When to Be Concerned

  • Water pooling within 1 metre of the house wall — can undermine footings and cause rising damp
  • Pooling that persists more than 24 hours after rain stops
  • Water tracking toward or under the house
  • Garden beds against the house that stay waterlogged — these act as a water reservoir against your foundations

What to Do

  • 1 Identify whether downpipes discharge onto the problem area — redirecting downpipe discharge to the stormwater system is often the most impactful single change.
  • 2 For pooling near the house: regrade the affected area to slope away at 1:50 or greater using clean fill and topsoil.
  • 3 For persistent pooling in garden areas: install a surface drain connected to the stormwater system, or install a dry creek bed of gravel to disperse water more rapidly.
  • 4 Engage a licensed plumber or drainage specialist to assess downpipe connections and underground drainage if surface measures don't resolve the issue.
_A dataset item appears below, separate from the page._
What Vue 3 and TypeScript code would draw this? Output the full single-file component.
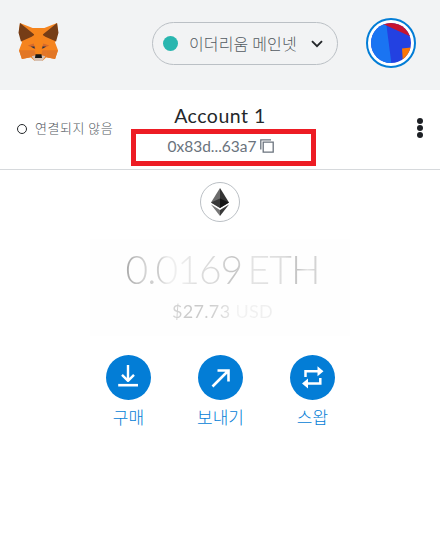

Frequently Asked Questions

  • Can water pooling near my house cause structural damage?

    Yes — in Melbourne's reactive clay soils, persistent water pooling near the house wall causes the clay to swell, which can lift and move footings. Conversely, excessive drying during drought creates differential settlement. Both cycles accelerate foundation movement and wall cracking.

  • What's the most cost-effective drainage solution for a Melbourne yard?

    Redirecting downpipes away from problem areas (often $300–$600 per downpipe) and regrading with topsoil ($500–$2,000 depending on area) are typically the best-value first steps. Underground drainage channels ($2,000–$8,000) are appropriate when surface measures are insufficient.